# [Exercise description]
Quote, without change, all of the lines that follow.

# [Data shown]
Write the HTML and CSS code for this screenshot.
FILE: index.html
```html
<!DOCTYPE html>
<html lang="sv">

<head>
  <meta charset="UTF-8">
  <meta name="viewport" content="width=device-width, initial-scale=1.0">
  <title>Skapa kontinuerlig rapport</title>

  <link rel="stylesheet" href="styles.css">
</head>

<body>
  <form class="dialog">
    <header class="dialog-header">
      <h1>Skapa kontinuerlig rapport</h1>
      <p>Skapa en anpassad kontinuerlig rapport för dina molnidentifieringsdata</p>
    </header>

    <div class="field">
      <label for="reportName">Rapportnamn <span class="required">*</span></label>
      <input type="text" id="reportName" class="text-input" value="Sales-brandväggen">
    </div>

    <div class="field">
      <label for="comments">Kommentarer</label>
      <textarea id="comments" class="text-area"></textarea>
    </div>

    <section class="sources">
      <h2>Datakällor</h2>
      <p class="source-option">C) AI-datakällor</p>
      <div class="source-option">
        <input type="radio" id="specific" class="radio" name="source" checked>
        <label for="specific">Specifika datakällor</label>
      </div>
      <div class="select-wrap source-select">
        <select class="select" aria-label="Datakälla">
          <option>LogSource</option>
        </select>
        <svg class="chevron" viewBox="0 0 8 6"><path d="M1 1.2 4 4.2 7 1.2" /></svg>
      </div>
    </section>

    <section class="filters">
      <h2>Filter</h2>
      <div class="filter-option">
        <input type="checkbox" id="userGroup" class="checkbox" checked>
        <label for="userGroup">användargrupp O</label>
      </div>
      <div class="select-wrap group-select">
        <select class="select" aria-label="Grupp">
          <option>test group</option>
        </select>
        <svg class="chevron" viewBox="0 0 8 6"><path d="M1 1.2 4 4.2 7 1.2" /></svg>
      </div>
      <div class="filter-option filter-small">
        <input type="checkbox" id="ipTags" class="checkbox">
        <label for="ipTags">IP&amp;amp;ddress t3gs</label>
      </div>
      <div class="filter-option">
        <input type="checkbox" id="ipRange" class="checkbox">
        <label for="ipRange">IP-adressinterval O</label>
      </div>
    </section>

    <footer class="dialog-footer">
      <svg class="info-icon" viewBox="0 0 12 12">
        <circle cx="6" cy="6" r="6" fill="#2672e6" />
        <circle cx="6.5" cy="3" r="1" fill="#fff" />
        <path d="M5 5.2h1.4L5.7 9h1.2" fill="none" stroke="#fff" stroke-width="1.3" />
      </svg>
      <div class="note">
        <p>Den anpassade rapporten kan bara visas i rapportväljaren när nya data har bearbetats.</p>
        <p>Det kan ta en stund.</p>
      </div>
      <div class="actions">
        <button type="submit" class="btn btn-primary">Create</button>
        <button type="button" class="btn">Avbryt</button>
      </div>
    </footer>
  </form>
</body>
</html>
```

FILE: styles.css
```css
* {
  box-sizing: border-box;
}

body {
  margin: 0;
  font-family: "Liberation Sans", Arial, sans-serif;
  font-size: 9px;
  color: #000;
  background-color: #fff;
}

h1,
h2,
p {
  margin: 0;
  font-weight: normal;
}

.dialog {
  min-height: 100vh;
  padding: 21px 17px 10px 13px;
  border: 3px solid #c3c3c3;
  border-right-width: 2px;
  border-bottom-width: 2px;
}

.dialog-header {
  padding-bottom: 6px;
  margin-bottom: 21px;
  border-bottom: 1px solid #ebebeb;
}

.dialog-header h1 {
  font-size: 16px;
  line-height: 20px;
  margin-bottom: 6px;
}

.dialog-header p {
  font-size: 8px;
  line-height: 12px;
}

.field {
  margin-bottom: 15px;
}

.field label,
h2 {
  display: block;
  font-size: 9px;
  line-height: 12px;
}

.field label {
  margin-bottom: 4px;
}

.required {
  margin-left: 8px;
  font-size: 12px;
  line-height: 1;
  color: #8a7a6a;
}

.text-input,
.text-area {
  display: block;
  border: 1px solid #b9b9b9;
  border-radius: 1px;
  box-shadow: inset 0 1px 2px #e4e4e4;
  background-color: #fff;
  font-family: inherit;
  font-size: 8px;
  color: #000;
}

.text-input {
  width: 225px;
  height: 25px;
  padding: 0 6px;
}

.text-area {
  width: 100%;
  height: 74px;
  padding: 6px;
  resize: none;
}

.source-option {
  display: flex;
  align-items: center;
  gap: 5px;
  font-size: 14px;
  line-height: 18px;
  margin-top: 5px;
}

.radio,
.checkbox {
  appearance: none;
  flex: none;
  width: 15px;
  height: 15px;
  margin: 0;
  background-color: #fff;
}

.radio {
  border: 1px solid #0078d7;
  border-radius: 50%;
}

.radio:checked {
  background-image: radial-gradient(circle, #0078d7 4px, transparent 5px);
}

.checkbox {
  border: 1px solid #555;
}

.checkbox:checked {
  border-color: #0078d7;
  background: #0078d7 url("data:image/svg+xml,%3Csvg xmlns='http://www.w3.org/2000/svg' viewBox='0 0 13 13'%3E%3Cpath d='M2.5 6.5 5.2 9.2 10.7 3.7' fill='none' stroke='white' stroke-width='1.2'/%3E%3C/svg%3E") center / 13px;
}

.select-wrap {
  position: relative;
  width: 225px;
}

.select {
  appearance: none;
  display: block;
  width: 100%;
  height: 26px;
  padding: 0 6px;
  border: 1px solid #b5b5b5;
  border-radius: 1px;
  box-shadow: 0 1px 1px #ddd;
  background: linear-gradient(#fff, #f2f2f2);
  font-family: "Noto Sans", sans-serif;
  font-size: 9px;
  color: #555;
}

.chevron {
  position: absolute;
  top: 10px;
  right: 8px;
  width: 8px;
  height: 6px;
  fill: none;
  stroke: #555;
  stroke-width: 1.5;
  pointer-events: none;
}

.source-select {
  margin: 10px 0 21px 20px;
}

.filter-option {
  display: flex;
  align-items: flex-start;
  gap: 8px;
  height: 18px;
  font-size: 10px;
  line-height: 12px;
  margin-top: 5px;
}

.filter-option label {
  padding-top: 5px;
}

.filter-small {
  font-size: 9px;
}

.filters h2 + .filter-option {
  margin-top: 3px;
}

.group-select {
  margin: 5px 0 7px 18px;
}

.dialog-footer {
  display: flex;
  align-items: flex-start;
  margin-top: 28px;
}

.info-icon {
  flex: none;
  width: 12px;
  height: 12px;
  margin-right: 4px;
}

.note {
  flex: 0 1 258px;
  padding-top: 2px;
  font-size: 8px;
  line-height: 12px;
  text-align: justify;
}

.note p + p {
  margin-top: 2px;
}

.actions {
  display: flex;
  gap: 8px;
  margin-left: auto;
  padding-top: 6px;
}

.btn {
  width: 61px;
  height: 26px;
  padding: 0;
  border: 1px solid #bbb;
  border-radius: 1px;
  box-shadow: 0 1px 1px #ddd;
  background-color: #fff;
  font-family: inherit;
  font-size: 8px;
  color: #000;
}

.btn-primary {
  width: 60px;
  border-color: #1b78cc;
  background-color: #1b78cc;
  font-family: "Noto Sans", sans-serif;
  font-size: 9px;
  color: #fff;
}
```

# [Result for this task]
Write the HTML and CSS code for this screenshot.
FILE: index.html
```html
<!DOCTYPE html>
<html lang="sv">

<head>
  <meta charset="UTF-8">
  <meta name="viewport" content="width=device-width, initial-scale=1.0">
  <title>Skapa kontinuerlig rapport</title>

  <link rel="stylesheet" href="styles.css">
</head>

<body>
  <form class="dialog">
    <header class="dialog-header">
      <h1>Skapa kontinuerlig rapport</h1>
      <p>Skapa en anpassad kontinuerlig rapport för dina molnidentifieringsdata</p>
    </header>

    <div class="field">
      <label for="reportName">Rapportnamn <span class="required">*</span></label>
      <input type="text" id="reportName" class="text-input" value="Sales-brandväggen">
    </div>

    <div class="field">
      <label for="comments">Kommentarer</label>
      <textarea id="comments" class="text-area"></textarea>
    </div>

    <section class="sources">
      <h2>Datakällor</h2>
      <p class="source-option">C) AI-datakällor</p>
      <div class="source-option">
        <input type="radio" id="specific" class="radio" name="source" checked>
        <label for="specific">Specifika datakällor</label>
      </div>
      <div class="select-wrap source-select">
        <select class="select" aria-label="Datakälla">
          <option>LogSource</option>
        </select>
        <svg class="chevron" viewBox="0 0 8 6"><path d="M1 1.2 4 4.2 7 1.2" /></svg>
      </div>
    </section>

    <section class="filters">
      <h2>Filter</h2>
      <div class="filter-option">
        <input type="checkbox" id="userGroup" class="checkbox" checked>
        <label for="userGroup">användargrupp O</label>
      </div>
      <div class="select-wrap group-select">
        <select class="select" aria-label="Grupp">
          <option>test group</option>
        </select>
        <svg class="chevron" viewBox="0 0 8 6"><path d="M1 1.2 4 4.2 7 1.2" /></svg>
      </div>
      <div class="filter-option filter-small">
        <input type="checkbox" id="ipTags" class="checkbox">
        <label for="ipTags">IP&amp;amp;ddress t3gs</label>
      </div>
      <div class="filter-option">
        <input type="checkbox" id="ipRange" class="checkbox">
        <label for="ipRange">IP-adressinterval O</label>
      </div>
    </section>

    <footer class="dialog-footer">
      <svg class="info-icon" viewBox="0 0 12 12">
        <circle cx="6" cy="6" r="6" fill="#2672e6" />
        <circle cx="6.5" cy="3" r="1" fill="#fff" />
        <path d="M5 5.2h1.4L5.7 9h1.2" fill="none" stroke="#fff" stroke-width="1.3" />
      </svg>
      <div class="note">
        <p>Den anpassade rapporten kan bara visas i rapportväljaren när nya data har bearbetats.</p>
        <p>Det kan ta en stund.</p>
      </div>
      <div class="actions">
        <button type="submit" class="btn btn-primary">Create</button>
        <button type="button" class="btn">Avbryt</button>
      </div>
    </footer>
  </form>
</body>
</html>
```

FILE: styles.css
```css
* {
  box-sizing: border-box;
}

body {
  margin: 0;
  font-family: "Liberation Sans", Arial, sans-serif;
  font-size: 9px;
  color: #000;
  background-color: #fff;
}

h1,
h2,
p {
  margin: 0;
  font-weight: normal;
}

.dialog {
  min-height: 100vh;
  padding: 21px 17px 10px 13px;
  border: 3px solid #c3c3c3;
  border-right-width: 2px;
  border-bottom-width: 2px;
}

.dialog-header {
  padding-bottom: 6px;
  margin-bottom: 21px;
  border-bottom: 1px solid #ebebeb;
}

.dialog-header h1 {
  font-size: 16px;
  line-height: 20px;
  margin-bottom: 6px;
}

.dialog-header p {
  font-size: 8px;
  line-height: 12px;
}

.field {
  margin-bottom: 15px;
}

.field label,
h2 {
  display: block;
  font-size: 9px;
  line-height: 12px;
}

.field label {
  margin-bottom: 4px;
}

.required {
  margin-left: 8px;
  font-size: 12px;
  line-height: 1;
  color: #8a7a6a;
}

.text-input,
.text-area {
  display: block;
  border: 1px solid #b9b9b9;
  border-radius: 1px;
  box-shadow: inset 0 1px 2px #e4e4e4;
  background-color: #fff;
  font-family: inherit;
  font-size: 8px;
  color: #000;
}

.text-input {
  width: 225px;
  height: 25px;
  padding: 0 6px;
}

.text-area {
  width: 100%;
  height: 74px;
  padding: 6px;
  resize: none;
}

.source-option {
  display: flex;
  align-items: center;
  gap: 5px;
  font-size: 14px;
  line-height: 18px;
  margin-top: 5px;
}

.radio,
.checkbox {
  appearance: none;
  flex: none;
  width: 15px;
  height: 15px;
  margin: 0;
  background-color: #fff;
}

.radio {
  border: 1px solid #0078d7;
  border-radius: 50%;
}

.radio:checked {
  background-image: radial-gradient(circle, #0078d7 4px, transparent 5px);
}

.checkbox {
  border: 1px solid #555;
}

.checkbox:checked {
  border-color: #0078d7;
  background: #0078d7 url("data:image/svg+xml,%3Csvg xmlns='http://www.w3.org/2000/svg' viewBox='0 0 13 13'%3E%3Cpath d='M2.5 6.5 5.2 9.2 10.7 3.7' fill='none' stroke='white' stroke-width='1.2'/%3E%3C/svg%3E") center / 13px;
}

.select-wrap {
  position: relative;
  width: 225px;
}

.select {
  appearance: none;
  display: block;
  width: 100%;
  height: 26px;
  padding: 0 6px;
  border: 1px solid #b5b5b5;
  border-radius: 1px;
  box-shadow: 0 1px 1px #ddd;
  background: linear-gradient(#fff, #f2f2f2);
  font-family: "Noto Sans", sans-serif;
  font-size: 9px;
  color: #555;
}

.chevron {
  position: absolute;
  top: 10px;
  right: 8px;
  width: 8px;
  height: 6px;
  fill: none;
  stroke: #555;
  stroke-width: 1.5;
  pointer-events: none;
}

.source-select {
  margin: 10px 0 21px 20px;
}

.filter-option {
  display: flex;
  align-items: flex-start;
  gap: 8px;
  height: 18px;
  font-size: 10px;
  line-height: 12px;
  margin-top: 5px;
}

.filter-option label {
  padding-top: 5px;
}

.filter-small {
  font-size: 9px;
}

.filters h2 + .filter-option {
  margin-top: 3px;
}

.group-select {
  margin: 5px 0 7px 18px;
}

.dialog-footer {
  display: flex;
  align-items: flex-start;
  margin-top: 28px;
}

.info-icon {
  flex: none;
  width: 12px;
  height: 12px;
  margin-right: 4px;
}

.note {
  flex: 0 1 258px;
  padding-top: 2px;
  font-size: 8px;
  line-height: 12px;
  text-align: justify;
}

.note p + p {
  margin-top: 2px;
}

.actions {
  display: flex;
  gap: 8px;
  margin-left: auto;
  padding-top: 6px;
}

.btn {
  width: 61px;
  height: 26px;
  padding: 0;
  border: 1px solid #bbb;
  border-radius: 1px;
  box-shadow: 0 1px 1px #ddd;
  background-color: #fff;
  font-family: inherit;
  font-size: 8px;
  color: #000;
}

.btn-primary {
  width: 60px;
  border-color: #1b78cc;
  background-color: #1b78cc;
  font-family: "Noto Sans", sans-serif;
  font-size: 9px;
  color: #fff;
}
```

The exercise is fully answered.